Photon energy, frequency, wavelength

In summary, the conversation discusses a problem involving the capture of a free electron by a stationary proton to form an excited state of the hydrogen atom. During this process, a photon of energy Ea is emitted, followed by another photon of energy 10.2 eV. The ionization energy of hydrogen is 13.6 eV. The conversation also addresses various questions related to this problem, such as determining the wavelength and frequency of the emitted photons and drawing arrows on an energy level diagram to show the transitions involved.

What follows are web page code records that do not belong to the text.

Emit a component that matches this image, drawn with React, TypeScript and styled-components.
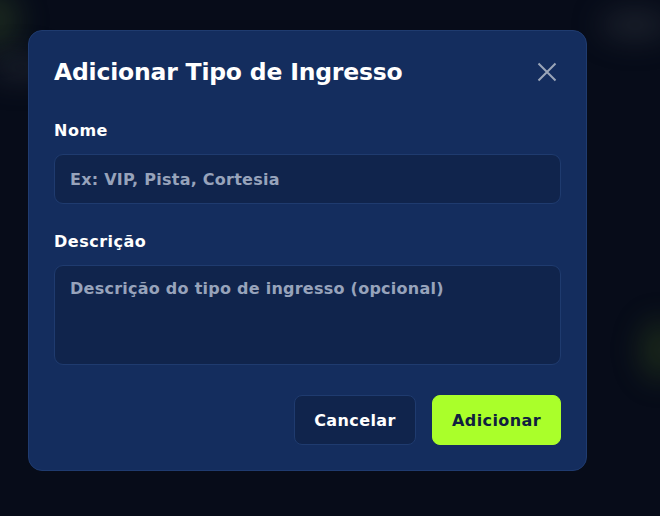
import React from "react";
import styled, { createGlobalStyle } from "styled-components";

const FONT = `"DejaVu Sans", "Open Sans", "Liberation Sans", sans-serif`;

const Global = createGlobalStyle`
  html, body { margin: 0; padding: 0; }
  body {
    background: #070c19;
    font-family: ${FONT};
    width: 660px;
    height: 516px;
    overflow: hidden;
  }
  * { box-sizing: border-box; }
`;

const Page = styled.div`
  position: relative;
  width: 660px;
  height: 516px;
  background: #070c19;
  overflow: hidden;
  padding: 30px 0 0 28px;
`;

const Glow = styled.div<{ $x: number; $y: number; $w: number; $h: number; $c: string }>`
  position: absolute;
  left: ${(p) => p.$x}px;
  top: ${(p) => p.$y}px;
  width: ${(p) => p.$w}px;
  height: ${(p) => p.$h}px;
  background: ${(p) => p.$c};
  border-radius: 50%;
  filter: blur(14px);
`;

const Modal = styled.div`
  position: relative;
  width: 559px;
  height: 441px;
  background: #142d5e;
  border: 1px solid #1f3b6f;
  border-radius: 14px;
  padding: 25px;
  display: flex;
  flex-direction: column;
`;

const Header = styled.div`
  display: flex;
  align-items: center;
  justify-content: space-between;
  height: 34px;
`;

const Title = styled.h2`
  margin: 0;
  font-size: 23.5px;
  font-weight: 700;
  color: #ffffff;
  letter-spacing: -0.2px;
`;

const Close = styled.button`
  background: none;
  border: none;
  padding: 0;
  width: 24px;
  height: 24px;
  display: flex;
  align-items: center;
  justify-content: center;
  color: #9ba6b9;
  margin-right: 2px;
`;

const Field = styled.div<{ $top: number }>`
  display: flex;
  flex-direction: column;
  gap: 13px;
  margin-top: ${(p) => p.$top}px;
`;

const Label = styled.label`
  font-size: 16px;
  font-weight: 700;
  color: #ffffff;
  line-height: 20px;
  letter-spacing: 0.5px;
`;

const inputBase = `
  width: 100%;
  background: #10244c;
  border: 1px solid #1f3b6f;
  border-radius: 9px;
  font-family: ${FONT};
  font-size: 16px;
  font-weight: 700;
  letter-spacing: 0.25px;
  color: #ffffff;
  padding: 0 15px;
  outline: none;
  &::placeholder { color: #97a3bb; }
`;

const Input = styled.input`
  ${inputBase}
  height: 50px;
`;

const TextArea = styled.textarea`
  ${inputBase}
  height: 100px;
  padding-top: 12px;
  resize: none;
  line-height: 22px;
`;

const Actions = styled.div`
  display: flex;
  justify-content: flex-end;
  gap: 16px;
  margin-top: 30px;
`;

const Button = styled.button<{ $primary?: boolean }>`
  height: 50px;
  padding: 0;
  border-radius: 8px;
  font-family: ${FONT};
  font-size: 16px;
  font-weight: 700;
  letter-spacing: 0.4px;
  border: 1px solid ${(p) => (p.$primary ? "#aaff2a" : "#1f3b6f")};
  background: ${(p) => (p.$primary ? "#aaff2a" : "#10244c")};
  color: ${(p) => (p.$primary ? "#10203f" : "#ffffff")};
  width: ${(p) => (p.$primary ? 129 : 122)}px;
`;

export default function App() {
  return (
    <>
      <Global />
      <Page>
        <Glow $x={-30} $y={-10} $w={50} $h={60} $c="rgba(60,90,40,0.35)" />
        <Glow $x={-10} $y={55} $w={60} $h={25} $c="rgba(40,45,55,0.6)" />
        <Glow $x={600} $y={10} $w={70} $h={30} $c="rgba(40,45,55,0.6)" />
        <Glow $x={640} $y={320} $w={40} $h={60} $c="rgba(60,90,30,0.35)" />
        <Modal>
          <Header>
            <Title>Adicionar Tipo de Ingresso</Title>
            <Close aria-label="Fechar">
              <svg width="24" height="24" viewBox="0 0 24 24" fill="none" stroke="currentColor" strokeWidth="2">
                <path d="M3.5 3.5L20.5 20.5M20.5 3.5L3.5 20.5" />
              </svg>
            </Close>
          </Header>
          <Field $top={34}>
            <Label>Nome</Label>
            <Input placeholder="Ex: VIP, Pista, Cortesia" />
          </Field>
          <Field $top={28}>
            <Label>Descrição</Label>
            <TextArea placeholder="Descrição do tipo de ingresso (opcional)" />
          </Field>
          <Actions>
            <Button>Cancelar</Button>
            <Button $primary>Adicionar</Button>
          </Actions>
        </Modal>
      </Page>
    </>
  );
}
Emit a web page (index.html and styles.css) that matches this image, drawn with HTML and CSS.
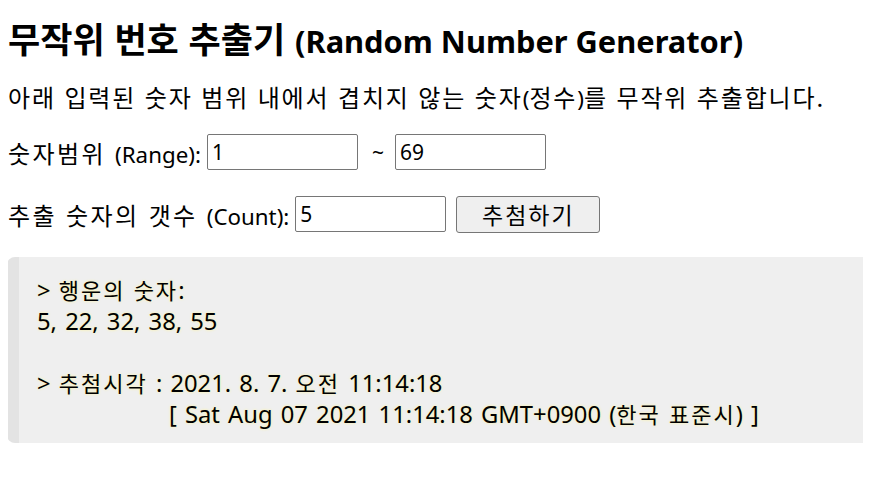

Lastly, the conversation discusses the case of a 15 eV photon interacting with a ground state hydrogen atom and determines the kinetic energy and de Broglie wavelength of the ejected electron.
  • #1
twotaileddemon
260
0

Homework Statement



I'm quite stuck on several parts of this problem and I've been trying it for a while... I've looked up a lot of equations and attempted a lot of work but I am still very unsure. I would really just like someone to give any hint (but not answer) as to where my difficulties are so I can try to understand my homework problem better.

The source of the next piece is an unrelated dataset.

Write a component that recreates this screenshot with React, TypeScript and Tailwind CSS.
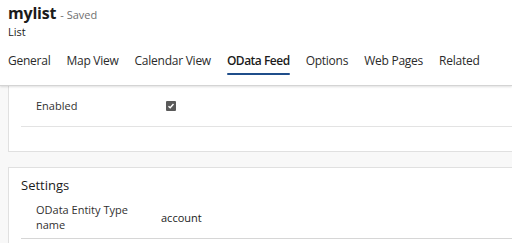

A free electron with negligible kinetic energy is captured by a stationary proton to form an excited state of the hydrogen atom. During this process a photon of energy Ea is emitted, followed shortly by another photon of energy 10.2 eV. No further photons are emitted. The ionization energy of hydrogen is 13.6 eV.

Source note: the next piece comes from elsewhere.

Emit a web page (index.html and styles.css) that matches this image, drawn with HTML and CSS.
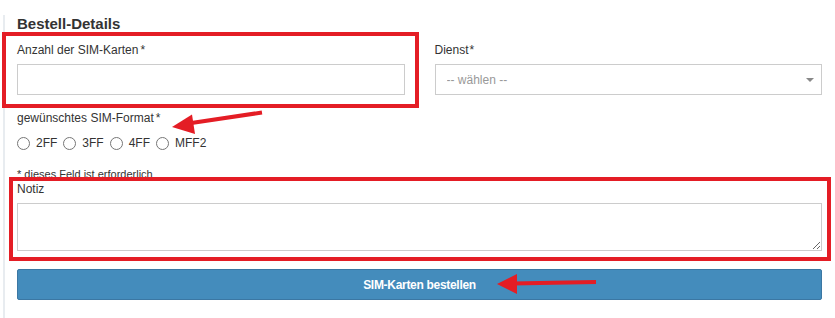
FILE: index.html
```html
<!DOCTYPE html>
<html>
<head>
  <title>Bestell-Details</title>
  <link rel="stylesheet" href="styles.css">
</head>
<body>
  <div class="panel">
    <h2 class="section-title">Bestell-Details</h2>

    <div class="form-row">
      <div class="form-group highlight highlight-count">
        <label class="field-label" for="count">Anzahl der SIM-Karten<span class="req">*</span></label>
        <input type="text" id="count" class="field-input">
      </div>
      <div class="form-group service-group">
        <label class="field-label" for="service">Dienst<span class="req req-tight">*</span></label>
        <div class="select-wrap">
          <select id="service" class="field-input field-select">
            <option>-- wählen --</option>
          </select>
        </div>
      </div>
    </div>

    <div class="format-group">
      <p class="field-label">gewünschtes SIM-Format<span class="req">*</span></p>
      <div class="radio-row">
        <label class="radio-option"><input type="radio" name="format">2FF</label>
        <label class="radio-option"><input type="radio" name="format">3FF</label>
        <label class="radio-option"><input type="radio" name="format">4FF</label>
        <label class="radio-option"><input type="radio" name="format">MFF2</label>
      </div>
    </div>

    <p class="required-note">* dieses Feld ist erforderlich</p>

    <div class="form-group highlight highlight-note">
      <label class="field-label" for="note">Notiz</label>
      <textarea id="note" class="field-input field-textarea"></textarea>
    </div>

    <button class="submit-button">SIM-Karten bestellen</button>
  </div>

  <!-- red annotation arrows drawn over the form -->
  <svg class="annotations" width="835" height="318" viewBox="0 0 835 318">
    <line x1="262" y1="112.5" x2="188" y2="123.5" stroke="#e41d25" stroke-width="4"/>
    <polygon points="172,127 192,114.5 195,134" fill="#e41d25"/>
    <line x1="596" y1="282" x2="512" y2="283.5" stroke="#e41d25" stroke-width="4"/>
    <polygon points="497,284 517,274 517,294" fill="#e41d25"/>
  </svg>
</body>
</html>
```

FILE: styles.css
```css
body {
  margin: 0;
  background-color: #FFF;
  font-family: "Liberation Sans", Arial, sans-serif;
  color: #333;
  position: relative;
}

.panel {
  margin-left: 3px;
  border-left: 2px solid #e8ecf0;
  padding: 0 13px 19px 12px;
}

.section-title {
  margin: 15px 0 0;
  font-size: 15px;
  line-height: 18px;
  font-weight: bold;
  color: #333;
}

.form-row {
  display: grid;
  grid-template-columns: 1fr 1fr;
  column-gap: 30px;
}

.field-label {
  display: block;
  margin: 0;
  font-size: 12px;
  line-height: 16px;
  color: #333;
}

.req {
  margin-left: 2px;
}

.req-tight {
  margin-left: 1px;
}

.field-input {
  display: block;
  box-sizing: border-box;
  width: 100%;
  height: 31px;
  margin-top: 6px;
  border: 1px solid #ccc;
  border-radius: 0;
  background-color: #FFF;
  font-family: inherit;
  font-size: 12px;
  color: #333;
  outline: none;
}

.highlight {
  position: relative;
  border: 4px solid #e41d25;
}

.highlight-count {
  margin: -1px -14px -13px -15px;
  padding: 6px 10px 9px 11px;
}

.service-group {
  padding-top: 9px;
}

.select-wrap {
  position: relative;
}

.field-select {
  appearance: none;
  -webkit-appearance: none;
  padding: 0 24px 0 11px;
  color: #999;
}

.select-wrap::after {
  content: "";
  position: absolute;
  right: 8px;
  top: 14px;
  border-left: 4px solid transparent;
  border-right: 4px solid transparent;
  border-top: 4px solid #888;
}

.format-group {
  margin-top: 15px;
}

.radio-row {
  display: flex;
  align-items: center;
  gap: 6px;
  margin-top: 9px;
  height: 16px;
}

.radio-option {
  display: flex;
  align-items: center;
  font-size: 12px;
  line-height: 16px;
  color: #333;
}

.radio-option input {
  width: 13px;
  height: 13px;
  margin: 0 6px 0 0;
}

.required-note {
  margin: 16px 0 0;
  font-size: 11px;
  line-height: 14px;
  color: #333;
}

.highlight-note {
  margin: -4px -9px 0 -8px;
  padding: 0 5px 6px 4px;
}

.field-textarea {
  height: 48px;
  resize: both;
}

.submit-button {
  display: block;
  width: 100%;
  height: 31px;
  margin-top: 8px;
  border: 1px solid #3b77a3;
  border-radius: 2px;
  background-color: #448cbc;
  color: #FFF;
  font-family: inherit;
  font-size: 12px;
  font-weight: bold;
  letter-spacing: -0.3px;
  cursor: pointer;
}

.annotations {
  position: absolute;
  top: 0;
  left: 0;
  pointer-events: none;
}
```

a. Determine the wavelength of the 10.2 eV photon
b. Determine the following for the first proton emitted.
bi. The energy Ea of the photon
bii. The frequency that corresponds to this energy
c. The following diagram shows some of the energy levels of the hydrogen atom, including those that are involved in the processes described above. Draw arrows on the diagram showing only the transitions involved in these processes.
The diagram looks exactly like this http://spiff.rit.edu/classes/phys301/lectures/comp/hyd_levels.gif
d. The atom is in its ground state when a 15 eV photon interacts with it. All the photon's energy is transferred to the electron, freeing it from the atom. Determine the following:
di. The kinetic energy of the ejected electron
dii. The de Broglie wavelength of the electron

Homework Equations


E = hf
Hf = KE + W
p = h / wavelength
(Compton effect) Wavelength' - wavelength = (h/mc)(1-cos(theta))
Ei-Ef = hf
1/wavelength = 1.097 x 10^7 m^-1(Z^2)(1/n_f^2 - 1/n_i^2)


The Attempt at a Solution


a. I first put the ev into joules
(10.2 eV)(1.6 x 10^-19 J/ev) = 1.632 x 10^-18 J
Then used Hf = KE (0) + W
f = W/h = 1.632 x 10^-18 J / 6.63 x 10^-34 J-s = 2.462 x 10^15 s^-1
wavelength = c/f = 3 x 10^8 m/s / 2.462 x 10^15 s^-1 = 1.219 x 10^-7 m = 121.875 nm

bi. I thought that because there are only 2 photons emitted, I could use Ei-Ef = hf where Ei is the first photon and Ef is the second. Therefore:
Ea - 1.632 x 10^-18 J = (6.63 x 10^-34 J-s)(2.462 x 10^15 s^-1)
Ea = 3.26 x 10^-18 J = 20.4 eV
But then I realized this can't be possible... and I'm confused as to why. The only other thing I can think of is that Ei is the ionization energy and that the difference between it and Ef is the Ea energy I'm looking for, in other words 13.6 eV - 10.2 eV = 3.4 eV ... which would correspond on the energy diagram in problem c.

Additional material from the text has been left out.